_Short task_: Scan the data. Collect each line that contains the word "styles".

_Material provided_:

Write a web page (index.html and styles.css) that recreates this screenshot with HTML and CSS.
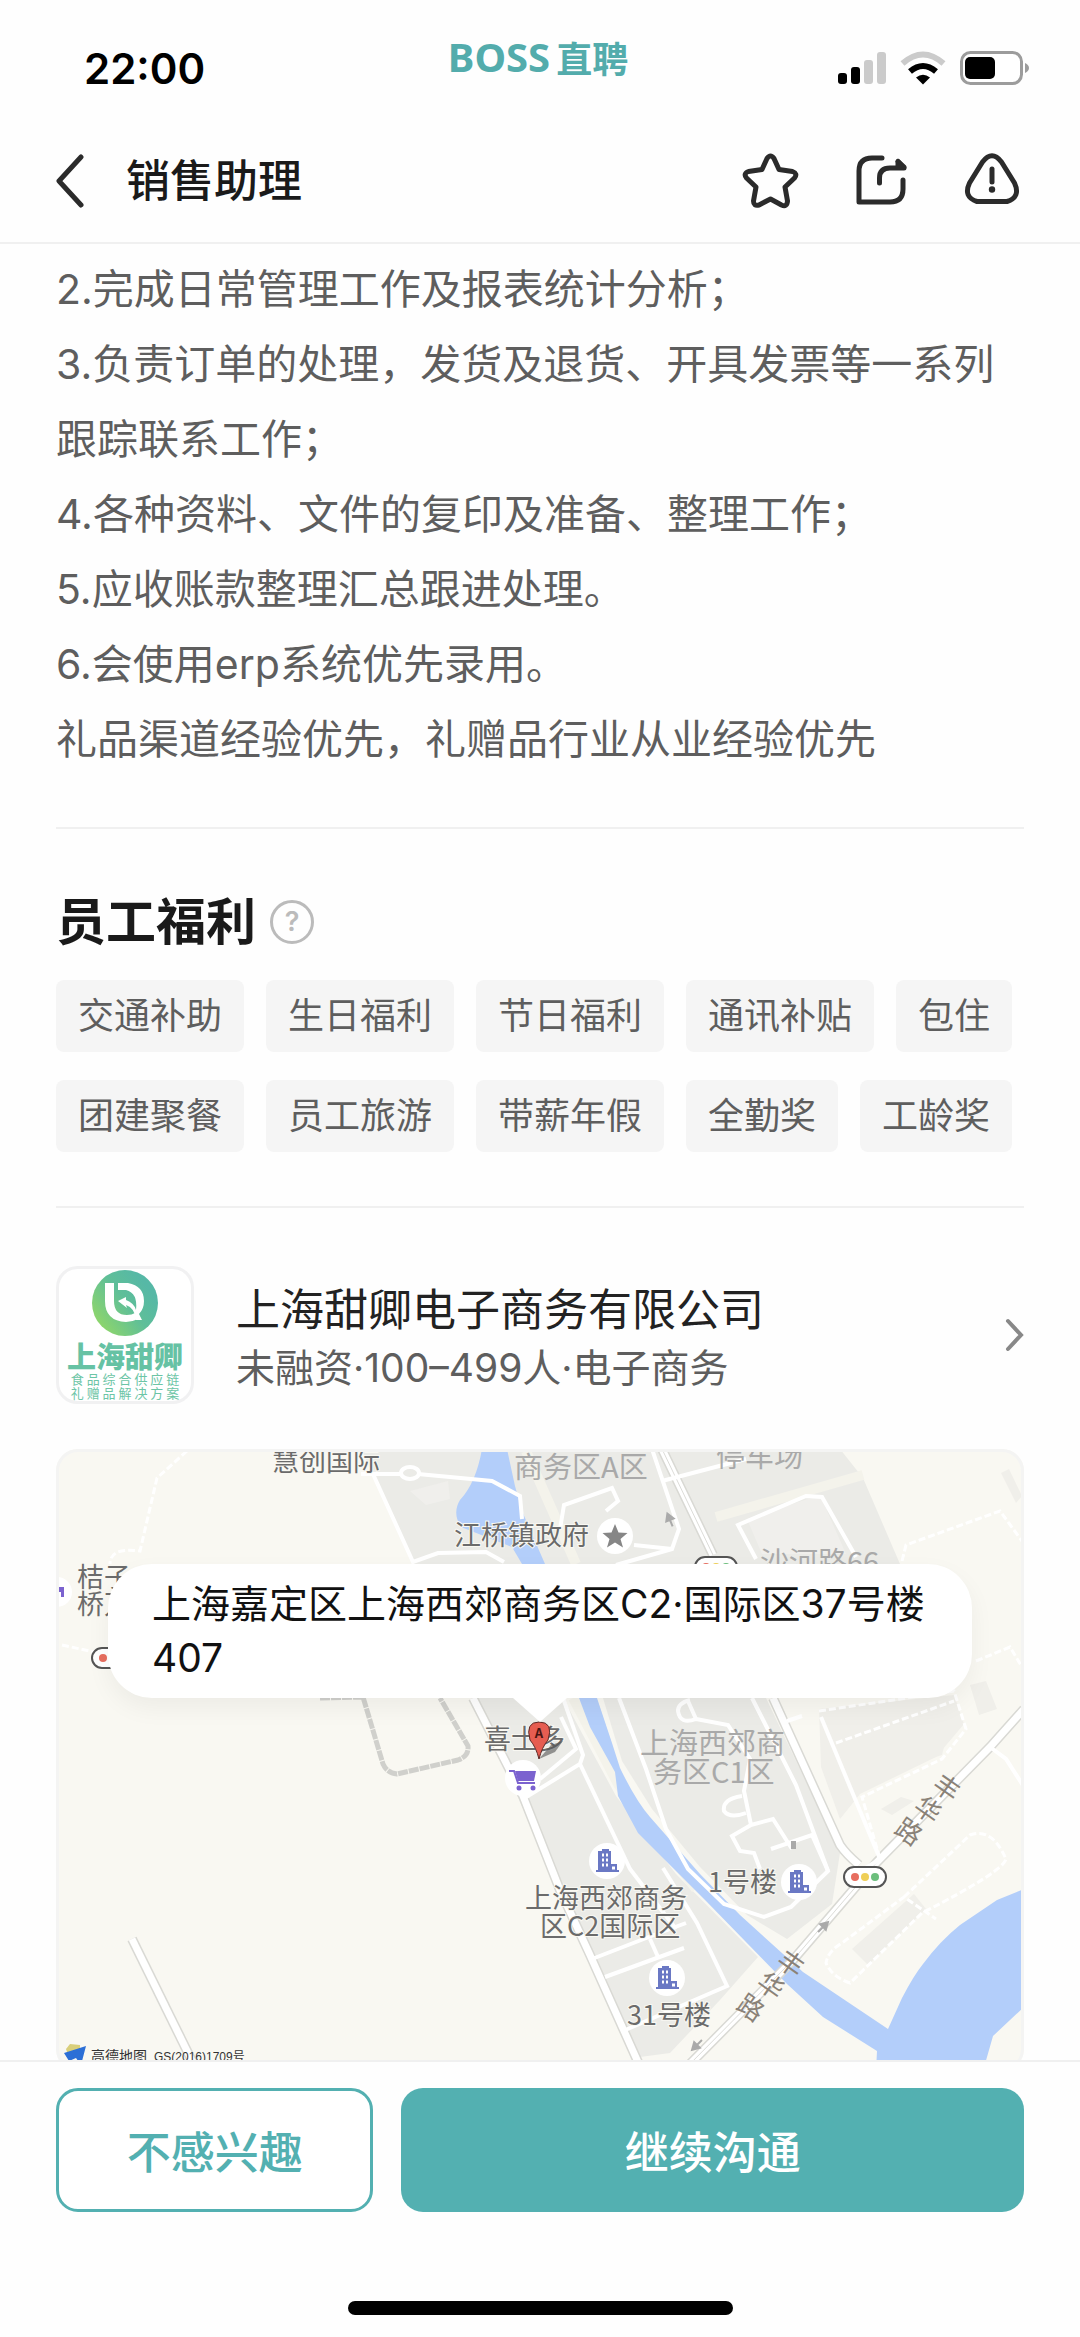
FILE: index.html
```html
<!DOCTYPE html>
<html lang="zh-CN">
<head>
    <meta charset="UTF-8">
    <meta name="viewport" content="width=device-width, initial-scale=1">
    <title>销售助理 - BOSS直聘</title>
    <link rel="stylesheet" href="styles.css">
</head>
<body>

<div class="status">
    <div class="time">22:00</div>
    <div class="brand"><span class="brand-en">BOSS</span><span>直聘</span></div>
    <div class="status-icons">
        <svg width="48" height="34" viewBox="0 0 48 34">
            <rect x="0" y="22" width="9" height="11" rx="3"/>
            <rect x="13" y="16" width="9" height="17" rx="3"/>
            <rect x="26" y="9" width="9" height="24" rx="3" fill="#cbcbcb"/>
            <rect x="39" y="1" width="9" height="32" rx="3" fill="#cbcbcb"/>
        </svg>
        <svg width="46" height="34" viewBox="0 0 46 34">
            <path d="M2.500 12.500 Q23 -5.500 43.500 12.500" fill="none" stroke="#cbcbcb" stroke-width="6"/>
            <path d="M10 20.500 Q23 9.500 36 20.500" fill="none" stroke="#000" stroke-width="6"/>
            <path d="M16 26.500 Q23 21 30 26.500 L23 33.500 Z"/>
        </svg>
        <svg width="70" height="34" viewBox="0 0 70 34">
            <rect x="1.500" y="1.500" width="60" height="31" rx="9" fill="#fff" stroke="#9c9c9c" stroke-width="3"/>
            <rect x="5" y="6" width="30" height="22" rx="5"/>
            <path d="M65 12 Q69 14 69 17 Q69 20 65 22 Z" fill="#9c9c9c"/>
        </svg>
    </div>
</div>

<header class="nav">
    <button class="icon-btn back" aria-label="返回">
        <svg width="30" height="56" viewBox="0 0 30 56"><path d="M27 4 L5 28 L27 52"/></svg>
    </button>
    <h1>销售助理</h1>
    <div class="nav-actions">
        <button class="icon-btn" aria-label="收藏">
            <svg width="66" height="66" viewBox="0 0 66 66">
                <path d="M29 10.500 Q32.500 5.500 36 10.500 L41 21.500 L54.500 23.500 Q60 25.500 56.500 30 L47 39 L49.500 53 Q49 59.500 43.500 57 L32.500 51 L21 57 Q15.500 58.500 15.500 53 L18 39 L8.500 30 Q5 25.500 10.500 23.500 L24 21.500 Z"/>
            </svg>
        </button>
        <button class="icon-btn" aria-label="分享">
            <svg width="66" height="66" viewBox="0 0 66 66">
                <path d="M34 10 H24 Q11 10 11 23 V54 H42 Q55 54 55 41 V32"/>
                <path d="M31.500 35 V30 Q31.500 20 42 20 H56 L50 13.500"/>
                <path d="M50 13.500 V19 H56 Z" fill="#2b2b2b"/>
            </svg>
        </button>
        <button class="icon-btn" aria-label="举报">
            <svg width="66" height="66" viewBox="0 0 66 66">
                <path d="M24.500 14 Q34 1.500 43.500 14 L56.500 35 Q63 49 49 53.500 H19 Q5 49 11.500 35 Z"/>
                <path d="M34 21 V34"/>
                <circle cx="34" cy="41.500" r="3.200" fill="#2b2b2b" stroke="none"/>
            </svg>
        </button>
    </div>
</header>

<main class="content">
    <div class="description">
        <p>2.完成日常管理工作及报表统计分析；</p>
        <p>3.负责订单的处理，发货及退货、开具发票等一系列跟踪联系工作；</p>
        <p>4.各种资料、文件的复印及准备、整理工作；</p>
        <p>5.应收账款整理汇总跟进处理。</p>
        <p>6.会使用erp系统优先录用。</p>
        <p>礼品渠道经验优先，礼赠品行业从业经验优先</p>
    </div>

    <section class="welfare">
        <div class="welfare-head">
            <h2>员工福利</h2>
            <button class="help" aria-label="福利说明">?</button>
        </div>
        <ul class="tags">
            <li>交通补助</li>
            <li>生日福利</li>
            <li>节日福利</li>
            <li>通讯补贴</li>
            <li>包住</li>
            <li>团建聚餐</li>
            <li>员工旅游</li>
            <li>带薪年假</li>
            <li>全勤奖</li>
            <li>工龄奖</li>
        </ul>
    </section>

    <a class="company" href="#company">
        <svg class="company-logo" width="138" height="138" viewBox="0 0 138 138">
            <defs>
                <linearGradient id="logo" x1="0" y1="0.800" x2="0.800" y2="0.200">
                    <stop offset="0" stop-color="#93d866"/>
                    <stop offset="0.600" stop-color="#5fbf98"/>
                    <stop offset="1" stop-color="#56b8a6"/>
                </linearGradient>
            </defs>
            <rect x="1.500" y="1.500" width="135" height="135" rx="20" fill="#fff" stroke="#f1f1f2" stroke-width="3"/>
            <circle cx="69" cy="37" r="33" fill="url(#logo)"/>
            <path d="M49 17 H58 V35 Q58 49 71 49 Q76 49 79 47 L82 53 Q76 56 70 56 Q49 55 49 35 Z" fill="#fff"/>
            <path d="M62 17 H72 Q88 20 88 35 Q88 43 83 48 L86 54 H80 Q79 42 70 39 L71 42 L62 35 L70 31 V34 Q78 37 80 44 Q82 27 70 24 H62 Z" fill="#fff"/>
            <text class="logo-name" x="69" y="102">上海甜卿</text>
            <text class="logo-sub" x="69" y="118">食 品 综 合 供 应 链</text>
            <text class="logo-sub" x="69" y="132">礼 赠 品 解 决 方 案</text>
        </svg>
        <div class="company-info">
            <div class="company-name">上海甜卿电子商务有限公司</div>
            <div class="company-meta">未融资·100–499人·电子商务</div>
        </div>
        <svg class="arrow" width="22" height="34" viewBox="0 0 22 34"><path d="M6 3 L19 17 L6 31"/></svg>
    </a>

    <div class="map">
        <svg class="map-canvas" viewBox="0 0 968 622" preserveAspectRatio="xMidYMin slice">
            <defs>
                <g id="building">
                    <circle r="18" fill="#fff"/>
                    <path d="M-11 11 V9 H-9 V-10 H-5 V-12 H2 V-10 H4 V3 H10 V9 H12 V11 Z" fill="#6a78c4"/>
                    <path d="M-5 -6 h2 M-1 -6 h2 M-5 -1 h2 M-1 -1 h2 M-5 4 h2 M-1 4 h2 M5 7 h3" stroke="#fff" stroke-width="3"/>
                </g>
                <g id="light">
                    <rect x="-21" y="-10" width="42" height="20" rx="10" fill="#fff" stroke="#555" stroke-width="2"/>
                    <circle cx="-10" r="4" fill="#e76e5f"/>
                    <circle r="4" fill="#efcf57"/>
                    <circle cx="10" r="4" fill="#6cbf7d"/>
                </g>
                <path id="way" d="M-7 0 H4 M0 -4 L7 0 L0 4 Z" stroke="#aaa" stroke-width="2" fill="#aaa"/>
            </defs>

            <!-- blocks -->
            <g fill="#ebebe7">
                <path d="M305 0 H784 L807 29 L844 115 H357 L317 25 Z"/>
                <path d="M417 249 H507 L560 347 L620 425 L702 508 L664 551 L614 604 L584 608 L534 506 L504 441 Z"/>
                <path d="M547 249 H710 L784 404 L776 455 L731 490 L691 466 L644 418 L596 360 L566 312 Z"/>
            </g>
            <g fill="#f0efea">
                <path d="M763 260 L898 246 L908 275 L880 308 L804 345 L784 370 L765 318 Z"/>
                <path d="M780 300 L897 262 L886 306 L806 332 Z M825 360 L845 348 L858 352 L836 366 Z"/>
                <path d="M914 236 L930 232 L941 260 L923 266 Z M945 24 L953 20 L966 47 L960 54 Z"/>
                <path d="M796 500 L858 445 L870 460 L812 516 Z"/>
            </g>
            <path d="M354 42 L392 32 L394 50 L370 56 Z M691 70 L764 46 L790 105 H706 Z" fill="#f0efec"/>
            <path d="M660 68 L807 26 M470 2 L520 115 M517 249 L562 335 L640 440" fill="none" stroke="#f4f3eb" stroke-width="10"/>

            <!-- water -->
            <g fill="#b3cefa">
                <path d="M426 0 H451 L459 37 L466 62 L489 115 H466 L456 98 L405 78 Q396 64 404 51 Q420 34 426 0 Z"/>
                <path d="M523 249 H541 L556 294 L564 319 Q580 352 594 368 L644 425 L684 466 L747 523 L832 580 L846 549 Q858 526 867 515 Q884 492 904 476 L941 451 L968 440 V558 L937 587 L927 622 H820 L821 602 L767 568 L731 535 L651 453 L582 384 L562 347 L559 323 L534 278 Z"/>
            </g>

            <!-- roads with a light grey edge -->
            <g fill="none" stroke="#d9d9d4" stroke-width="10">
                <path d="M606 0 L657 106 M717 249 L784 396 Q790 405 803 416"/>
                <path d="M968 260 L934 298 L821 413 L737 511 L627 622"/>
                <path d="M417 249 L467 347 L504 441 L534 506 L586 622"/>
                <path d="M76 490 L136 612"/>
            </g>
            <g fill="none" stroke="#fff" stroke-width="7">
                <path d="M606 0 L657 106 M717 249 L784 396 Q790 405 803 416"/>
                <path d="M968 260 L934 298 L821 413 L737 511 L627 622"/>
                <path d="M417 249 L467 347 L504 441 L534 506 L586 622"/>
                <path d="M76 490 L136 612"/>
            </g>
            <path d="M606 0 L657 106 M821 413 L737 511 L627 622" fill="none" stroke="#dcdcd8" stroke-width="1"/>

            <!-- lanes -->
            <g fill="none" stroke="#fff" stroke-width="4">
                <path d="M305 25 H346 M362 25 L436 32 L464 47 L466 70 M317 25 L357 113 L382 104 L430 103 L448 113"/>
                <ellipse cx="354" cy="24" rx="9" ry="6"/>
                <path d="M596 0 L623 80 L616 100 L560 116 M504 80 L508 56 L556 39 L562 52 L550 62 M578 96 L616 100"/>
                <path d="M606 32 L690 10 M700 110 L682 76 L750 47 L766 48 L800 108"/>
                <path d="M467 350 L524 315 L527 306 L507 249 M524 315 L574 420 L620 480 M484 330 L520 300 L505 268"/>
                <path d="M536 510 L598 486 L630 474 M549 528 L628 499 M594 490 L602 508 M567 582 L671 537 L641 474 L607 419"/>
                <path d="M563 249 L590 320 L610 380 L632 420 L668 455 L708 468 L735 458 L772 422 L756 386 L715 400"/>
                <path d="M632 252 L640 270 Q624 276 622 262 Q622 254 634 251 M640 270 L672 276 L694 310 L688 342 L695 376 L717 370 L736 400 M695 376 L676 387 L684 402 L698 404 L704 420"/>
                <path d="M686 347 Q666 350 668 362 Q674 370 690 364 M696 249 L740 336 L772 422 M731 272 L746 267 M934 298 L950 310 L968 338"/>
                <path d="M808 420 L824 410 L765 268"/>
            </g>
            <g fill="none" stroke="#fff" stroke-width="3" stroke-dasharray="7 3">
                <path d="M131 2 L101 29 L84 102 Q54 98 54 115 M6 196 L38 203"/>
                <path d="M846 112 L850 96 L944 62 L966 92 M763 262 L898 242 L910 280 L886 310 L806 348 L824 410 M780 294 L898 252 M920 212 L954 198 L966 218"/>
                <path d="M848 448 L914 386 Q936 378 950 410 Q948 422 866 464 L794 534 Q776 528 770 514 Q772 502 786 494 L848 448 L880 470"/>
            </g>
            <path d="M264 249 L307 248 L327 315 Q331 324 341 325 L402 311 Q413 307 412 297 L384 249" fill="none" stroke="#d0d0cc" stroke-width="5" stroke-dasharray="10 1"/>
            <use href="#way" transform="translate(614 71) rotate(-112)"/>
            <use href="#way" transform="translate(767 478) rotate(-45)"/>
            <use href="#way" transform="translate(641 596) rotate(135)"/>
            <rect x="735" y="392" width="5" height="8" fill="#aaa"/>

            <!-- labels -->
            <g class="area">
                <text x="458" y="29">商务区A区</text>
                <text x="660" y="18">停车场</text>
                <text x="704" y="124">沙河路66</text>
                <text x="584" y="305">上海西郊商</text>
                <text x="597" y="334">务区C1区</text>
            </g>
            <g class="poi">
                <text x="216" y="22">慧创国际</text>
                <text x="398" y="96">江桥镇政府</text>
                <text x="21" y="138">桔子</text>
                <text x="21" y="165">桥万</text>
                <text x="428" y="300">喜士多</text>
                <text x="469" y="459">上海西郊商务</text>
                <text x="484" y="487">区C2国际区</text>
                <text x="652" y="443">1号楼</text>
                <text x="571" y="576">31号楼</text>
            </g>
            <g class="road">
                <text transform="translate(892 337) rotate(35)">丰</text>
                <text transform="translate(873 359) rotate(35)">华</text>
                <text transform="translate(854 381) rotate(35)">路</text>
                <text transform="translate(736 513) rotate(35)">丰</text>
                <text transform="translate(716 535) rotate(35)">华</text>
                <text transform="translate(696 557) rotate(35)">路</text>
            </g>

            <!-- markers -->
            <circle cx="559" cy="87" r="18" fill="#fff"/>
            <path d="M559 75 L562.500 83.500 L571.500 84 L564.500 90 L567 98.500 L559 93.500 L551 98.500 L553.500 90 L546.500 84 L555.500 83.500 Z" fill="#868686"/>
            <circle cx="1" cy="143" r="15" fill="#fff"/>
            <path d="M0 138 H8 V148 H5 V143 H0 Z" fill="#7b62cf"/>
            <circle cx="467" cy="329" r="18" fill="#fff"/>
            <path d="M453 322 H458 L462 334 H479" fill="none" stroke="#7b62cf" stroke-width="2"/>
            <path d="M459 322 H480 L478 332 H462 Z" fill="#7b62cf"/>
            <circle cx="463" cy="339" r="2.500" fill="#7b62cf"/>
            <circle cx="477" cy="339" r="2.500" fill="#7b62cf"/>
            <use href="#building" x="551" y="412"/>
            <use href="#building" x="743" y="433"/>
            <use href="#building" x="611" y="529"/>
            <use href="#light" x="809" y="428"/>
            <use href="#light" x="57" y="209"/>
            <use href="#light" x="660" y="118"/>
            <path d="M483 310 L495 296 L507 292 L499 303 Z" fill="#555" opacity="0.600"/>
            <path d="M483 310 Q480 298 474 291 Q469 273 483 273 Q498 273 492 291 Q486 298 483 310 Z" fill="#e65d51" stroke="#5d2b28" stroke-width="1"/>
            <text class="pin" x="483" y="289">A</text>

            <!-- map credit -->
            <path d="M10 600 L14 595 L24 596 V604 L14 612 Z" fill="#d9cf7a"/>
            <path d="M8 604 L30 597 L25 616 L20 609 L13 612 Z" fill="#2c6fd6"/>
            <text class="credit" x="35" y="612">高德地图</text>
            <text class="credit credit-code" x="98" y="612">GS(2016)1709号</text>
        </svg>
        <div class="address">上海嘉定区上海西郊商务区C2·国际区37号楼407</div>
    </div>
</main>

<footer class="actions">
    <div class="buttons">
        <button class="btn btn-outline">不感兴趣</button>
        <button class="btn btn-primary">继续沟通</button>
    </div>
    <div class="home-bar"></div>
</footer>

</body>
</html>
```
FILE: styles.css
```css
* {
    box-sizing: border-box;
}

body {
    margin: 0;
    height: 100vh;
    display: flex;
    flex-direction: column;
    overflow: hidden;
    background: #fefefe;
    color: #1a1a1a;
    font-family: Inter, "Noto Sans CJK SC", sans-serif;
}

h1, h2, p, ul {
    margin: 0;
    padding: 0;
}

button {
    border: none;
    padding: 0;
    background: none;
    font-family: inherit;
    cursor: pointer;
}

svg {
    display: block;
}

/* status bar */
.status {
    display: grid;
    grid-template-columns: 1fr auto 1fr;
    align-items: start;
    height: 120px;
    padding: 36px 50px 0 84px;
    flex-shrink: 0;
}

.time {
    margin-top: 12px;
    font-size: 42px;
    line-height: 42px;
    font-weight: 600;
    color: #000;
}

.brand {
    display: flex;
    align-items: center;
    gap: 6px;
    margin-right: 38px;
    font-size: 36px;
    line-height: 42px;
    font-weight: 700;
    color: #53acac;
    font-family: "Noto Sans CJK SC", sans-serif;
}

.brand-en {
    font-family: "Noto Sans", sans-serif;
    font-size: 40px;
}

.status-icons {
    display: flex;
    justify-content: flex-end;
    gap: 14px;
    margin-top: 15px;
}

/* title bar */
.nav {
    display: flex;
    align-items: center;
    height: 124px;
    padding: 0 56px 0 54px;
    border-bottom: 2px solid #f0f0f0;
    flex-shrink: 0;
}

.nav h1 {
    margin-left: 42px;
    font-size: 44px;
    line-height: 60px;
    font-weight: 500;
}

.nav-actions {
    display: flex;
    gap: 44px;
    margin-left: auto;
}

.icon-btn path {
    stroke: #2b2b2b;
    stroke-width: 5;
    stroke-linecap: round;
    stroke-linejoin: round;
    fill: none;
}

/* page content */
.content {
    flex: 1;
    min-height: 0;
    overflow: hidden;
    padding: 8px 56px 0;
}

.description {
    padding-bottom: 50px;
    border-bottom: 2px solid #f0f0f0;
    font-size: 41px;
    line-height: 75px;
    color: #5e5e5e;
}

.welfare {
    padding: 58px 0 54px;
    border-bottom: 2px solid #f0f0f0;
}

.welfare-head {
    display: flex;
    align-items: center;
    gap: 14px;
    margin-bottom: 23px;
}

.welfare-head h2 {
    font-size: 50px;
    line-height: 70px;
    font-weight: 700;
}

.help {
    width: 44px;
    height: 44px;
    border: 3px solid #bbb;
    border-radius: 50%;
    font-size: 27px;
    line-height: 36px;
    font-weight: 600;
    color: #bbb;
}

.tags {
    display: flex;
    flex-wrap: wrap;
    gap: 28px 22px;
    list-style: none;
}

.tags li {
    padding: 0 22px;
    border-radius: 8px;
    background: #f5f5f5;
    font-size: 36px;
    line-height: 72px;
    color: #5e5e5e;
}

/* company */
.company {
    display: flex;
    align-items: center;
    padding: 58px 0 45px;
    color: inherit;
    text-decoration: none;
}

.company-info {
    flex: 1;
    margin-left: 42px;
    padding-top: 6px;
}

.company-name {
    font-size: 44px;
    line-height: 60px;
    color: #222;
}

.company-meta {
    font-size: 39px;
    line-height: 56px;
    color: #5e5e5e;
}

.arrow path {
    fill: none;
    stroke: #888;
    stroke-width: 4;
    stroke-linecap: round;
}

.logo-name {
    font-size: 29px;
    font-weight: 900;
    fill: #66c2a4;
    text-anchor: middle;
}

.logo-sub {
    font-family: "Noto Sans CJK SC", sans-serif;
    font-size: 13px;
    fill: #6cc5a6;
    text-anchor: middle;
}

/* map */
.map {
    position: relative;
    height: 622px;
    border-radius: 22px;
    background: #f9f8f2;
}

.map-canvas {
    width: 100%;
    height: 100%;
    border-radius: 22px;
}

/* frame drawn over the canvas edge */
.map::before {
    content: "";
    position: absolute;
    inset: 0;
    border: 3px solid #f4f4f3;
    border-radius: 22px;
}

.map-canvas text {
    font-family: "Noto Sans CJK SC", sans-serif;
}

.map-canvas .area {
    font-size: 29px;
    fill: #a9a9a9;
}

.map-canvas .poi {
    font-size: 27px;
    fill: #6b6b6b;
    stroke: #f9f8f2;
    stroke-width: 2px;
    paint-order: stroke;
}

.map-canvas .road {
    font-size: 26px;
    fill: #8a8278;
    text-anchor: middle;
    dominant-baseline: central;
}

.map-canvas .pin {
    font-size: 13px;
    font-weight: 700;
    fill: #4a1512;
    text-anchor: middle;
}

.map-canvas .credit {
    font-family: "Liberation Sans", "Noto Sans CJK SC", sans-serif;
    font-size: 14px;
    fill: #333;
}

.map-canvas .credit-code {
    font-size: 12px;
}

.address {
    position: absolute;
    top: 115px;
    left: 52px;
    right: 52px;
    padding: 13px 32px 13px 44px;
    border-radius: 44px;
    background: #fff;
    box-shadow: 0 10px 24px rgba(0, 0, 0, 0.05);
    font-size: 39px;
    line-height: 54px;
    color: #111;
}

.address::after {
    content: "";
    position: absolute;
    top: 100%;
    left: 50%;
    margin-left: -27px;
    border: 27px solid transparent;
    border-top: 24px solid #fff;
    border-bottom: none;
}

/* bottom actions */
.actions {
    flex-shrink: 0;
    padding: 26px 56px 22px;
    border-top: 2px solid #f0f0f0;
    background: #fefefe;
}

.buttons {
    display: flex;
    gap: 28px;
}

.btn {
    height: 124px;
    border-radius: 22px;
    font-size: 44px;
    font-weight: 500;
}

.btn-outline {
    flex: 1;
    border: 3px solid #53b0b1;
    background: #fff;
    color: #53b0b1;
}

.btn-primary {
    flex: 2;
    background: #53b0b1;
    color: #fff;
}

.home-bar {
    width: 385px;
    height: 14px;
    margin: 89px auto 0;
    border-radius: 7px;
    background: #000;
}
```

_Answer below_:
Write a web page (index.html and styles.css) that recreates this screenshot with HTML and CSS.
    <link rel="stylesheet" href="styles.css">
FILE: styles.css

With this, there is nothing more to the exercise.